Ted She saw blunt fingers, blood in the cuticles, clamped round a blue mug. I saw country poverty filling a Sunday stewpot.

Sylvia The snares excited him. They waited like sweethearts. And they were tight wires between us, pegs too deep to uproot, and a mind like a ring, sliding shut on some quick thing!!

Ted She was weeping with rage that cared nothing for rabbits!! She was locked in a chamber gasping for oxygen!!!

Counsellor I see . . . Read this government white paper, Relationships and the Nuclear Family, and I'm sure everything will be all right.

Nick MacKinnon

Marriage guidance counsellor Would you like some coffee?

Mick Jagger (nods) Brown sugar.

Counsellor What problem do you have with your wife?

Jagger I can't get no satisfaction.

Counsellor Have things always been like this?

Jagger She was hot.

Counsellor But things have deteriorated?

Jagger She's so cold.

Counsellor And do you thinks there's any prospect of a reconciliation?

Jagger Come on!

Jerry Hall Don't put all the blame on me. Who was the last woman you slept with? And when?

Jagger Ruby. Tuesday.

Counsellor You do realise you're causing your wife great mental distress?

Jagger (shrugs) Nineteenth nervous breakdown.

Counsellor Perhaps other members of your family could help.

Jagger (to Hall) Have you seen your mother?

Hall Let's stop messing about. I want a lot of money out of you.

Jagger Get off of my cloud.

Counsellor We really should make an effort to try and save this marriage. Don't either of you think it has any future?

Hall And don't say "It's all over now". It's so corny. (She walks out)

Jagger (to counsellor) Let's spend the night together.

Ian Birchall

Molly I don't know what you do all day. Walk around town talking to people? A likely story. There's always a smell of drink off you.

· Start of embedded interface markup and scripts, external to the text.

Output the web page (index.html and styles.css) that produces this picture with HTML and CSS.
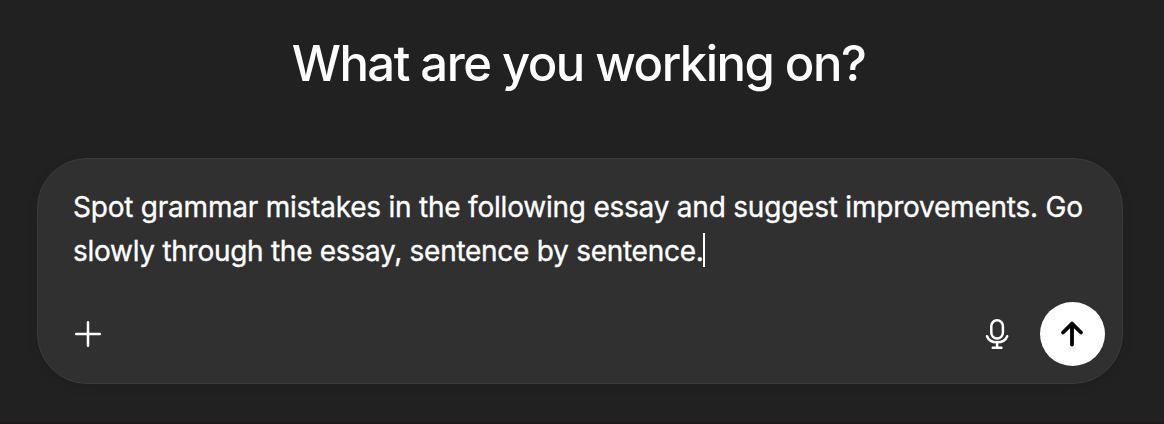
FILE: index.html
```html
<!DOCTYPE html>
<html lang="en">
<head>
<meta charset="utf-8">
<title>Chat</title>
<link rel="stylesheet" href="styles.css">
</head>
<body>
<main class="page">
  <h1 class="title">What are you working on?</h1>
  <form class="composer">
    <div class="prompt">
      <div class="line line-one">Spot grammar mistakes in the following essay and suggest improvements. Go</div>
      <div class="line line-two">slowly through the essay, sentence by sentence.<span class="caret"></span></div>
    </div>
    <div class="toolbar">
      <button class="icon-button" type="button" aria-label="Add">
        <svg width="30" height="28" viewBox="0 0 30 28"><path d="M15 2.200v23.600M3.200 14h23.600"/></svg>
      </button>
      <div class="actions">
        <button class="icon-button" type="button" aria-label="Dictate">
          <svg width="26" height="34" viewBox="0 0 26 34"><rect x="7.300" y="3.300" width="11.600" height="18.200" rx="5.800"/><path d="M3 19.200a10.600 8.800 0 0 0 20.200 0M13.100 25v5.700M8.800 30.700h8.600"/></svg>
        </button>
        <button class="send" type="button" aria-label="Send">
          <svg width="29" height="30" viewBox="0 0 29 30"><path d="M14 25.500V4.500M5 13.500L14 4.700l9 8.800"/></svg>
        </button>
      </div>
    </div>
  </form>
</main>
</body>
</html>
```

FILE: styles.css
```css
* { box-sizing: border-box; }
body {
  margin: 0;
  background: #212121;
  color: #fff;
  font-family: Inter, "Liberation Sans", sans-serif;
}
.page {
  height: 424px;
  padding: 34px 41px 0 37px;
  border-bottom: 2px solid #1e1a1c;
}
.title {
  margin: 0 0 64px;
  padding-right: 3px;
  height: 60px;
  line-height: 60px;
  font-size: 49px;
  font-weight: 500;
  letter-spacing: -1.52px;
  text-align: center;
  white-space: nowrap;
}
.composer {
  display: flex;
  flex-direction: column;
  justify-content: space-between;
  height: 226px;
  padding: 26px 17px 17px 35px;
  background: #303030;
  border: 1px solid #3b3b3b;
  border-radius: 50px;
  box-shadow: 0 4px 12px rgba(0, 0, 0, .08);
}
.line {
  height: 44px;
  line-height: 44px;
  font-size: 28px;
  font-weight: 400;
  letter-spacing: -0.22px;
  -webkit-text-stroke: 0.35px #fff;
  white-space: nowrap;
}
.line-two { letter-spacing: -0.27px; }
.caret {
  display: inline-block;
  width: 2px;
  height: 34px;
  margin-left: -1px;
  vertical-align: -6px;
  background: #fff;
}
.toolbar, .actions { display: flex; align-items: center; }
.toolbar { justify-content: space-between; }
.actions { gap: 30px; }
button { display: grid; place-items: center; padding: 0; border: 0; background: none; }
svg { fill: none; stroke: #fff; stroke-width: 2.5; stroke-linecap: round; stroke-linejoin: round; }
.send { width: 65px; height: 64px; border-radius: 50%; background: #fff; }
.send svg { stroke: #000; stroke-width: 3.8; }
```
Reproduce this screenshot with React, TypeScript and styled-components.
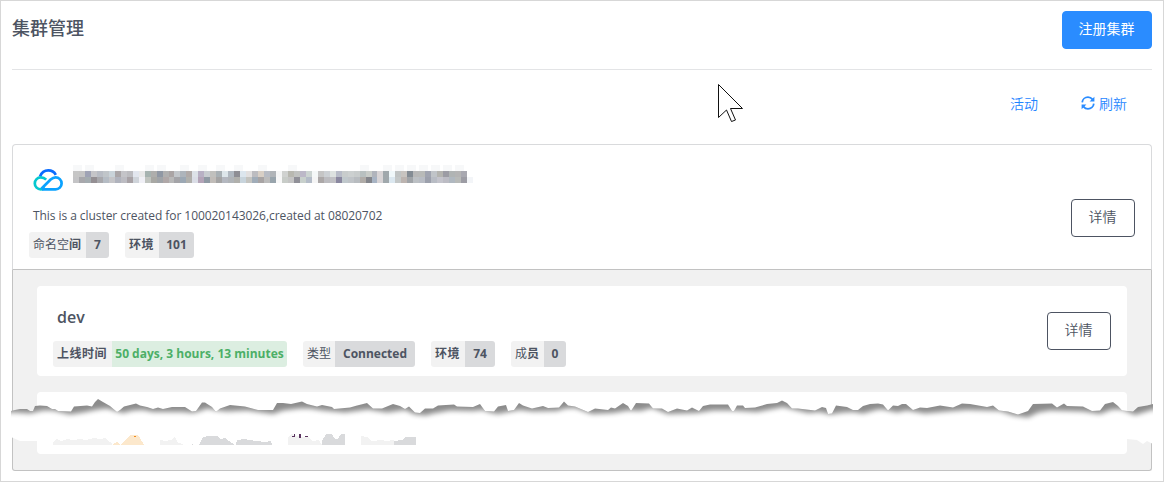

Leopold I'd like to remind you that I'm an advertising executive; my job involves canvassing and a lot of entertaining. At least I don't lie in bed all day, faking orgasms.

Molly How dare you! I've heard from a reliable source that you've been in night-time brothels with that pup Dedalus.

Counsellor Grey twilight lowering on the snotgreen sea. Eve, peace, the dusk of wonder. I launch forth on an easy wave of marital-enjoining guidances . . .

Leopold There's never a meal on the table. If it wasn't for Mrs Fleming I'd be a skeleton by now.

Molly Your appetites are disgusting. The smell of gorgonzola and the inner organs of beasts. Thick giblet soup, nutty gizzards, grilled mutton kidneys . . .

Leopold I'm all metaphor, woman! I represent the best qualities of the mind. I'm Everyman . . .

Molly You're definitely a failure in the husband department.

Counsellor Oh agenbite of inwit . . .

Leopold And another thing. I suspect that Blazes Boylan has been in my bed.

Molly A very considerate lover, yes, yes, yes . . .

Counsellor Torpid daylight. The hours run, my fees doubled and Dubling. He sez, she sez, ulysses. Where's the matter in all this natter?

John O'Byrne

No 3567 Set by Leonora Casement

How many literary questions remain unanswered or which could do with a better explanation ("Oh, what can ail thee knight at arms?"; "God save thee ancient Mariner! . . . Why look'st thou so?")? Max 200 words and in by 25 February.